The next step is to identify the required control voltage and type, either ac or dc, and define the number of poles/circuits that need to be switched, along with whether the circuit/switching arrangement needs to be normally open (NO) or normally closed (NC).
Finally, determine how the device will be mounted in your circuit. Options include panel mount, DIN rail, PCB surface mount, or through hole. Your final list of parameters will allow you to identify a relay that meets the needs of your system but is not over-designed or over-priced.
Common Signal Relay Applications
As we have mentioned, relays have been designed into a variety of applications over the years. Signal relays, due to their low power switching capabilities, are an efficient solution to many products and systems, both commercial and consumer. Some of the applications for signal relays include network devices where long-distance signals require a voltage and current higher than most electronics can handle natively. Signal relays fill that niche in network devices that need quick responsiveness and not as much power as a power relay would offer. Similarly, in settings most people are familiar with, a home or commercial thermostat runs at a relatively low voltage and current yet needs to push that signal more than a few inches to the furnace or AC. In this case, a signal relay can take the small, low-power control signal and use it to send the message across the home or office to where the condenser can take action.

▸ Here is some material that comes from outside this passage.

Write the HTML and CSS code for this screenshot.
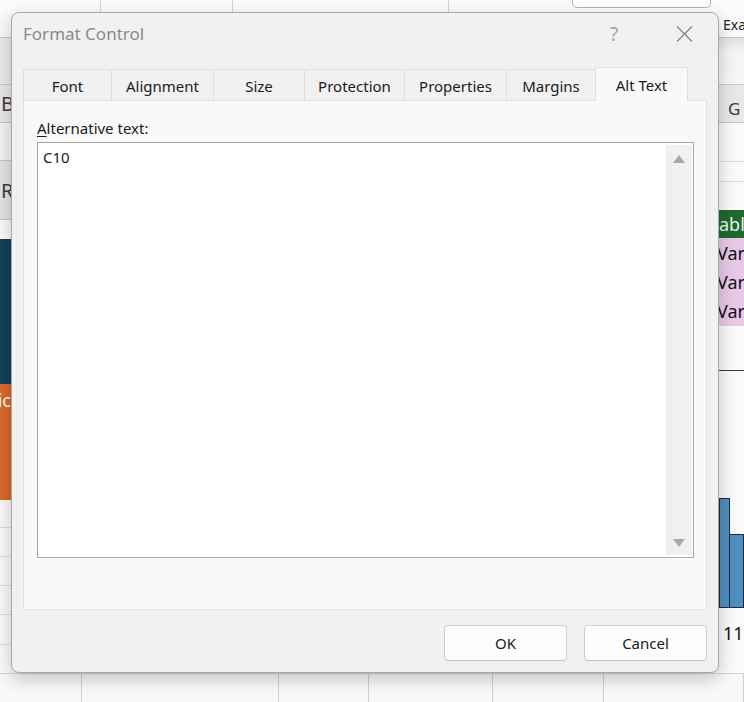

Despite the sophistication of many of the electronic systems being designed these days, or perhaps because of that sophistication, engineering designers are often faced with the need for complete electrical isolation between a switching signal and the signal that needs to be switched. Safe control of current and voltage from a distance is critical.
Signal relays are widely used across both consumer and industrial products and systems to safely switch power in many types of circuits. Once you determine the requirements of your design, CUI Devices has a line of signal relays to address your low-level current switching needs.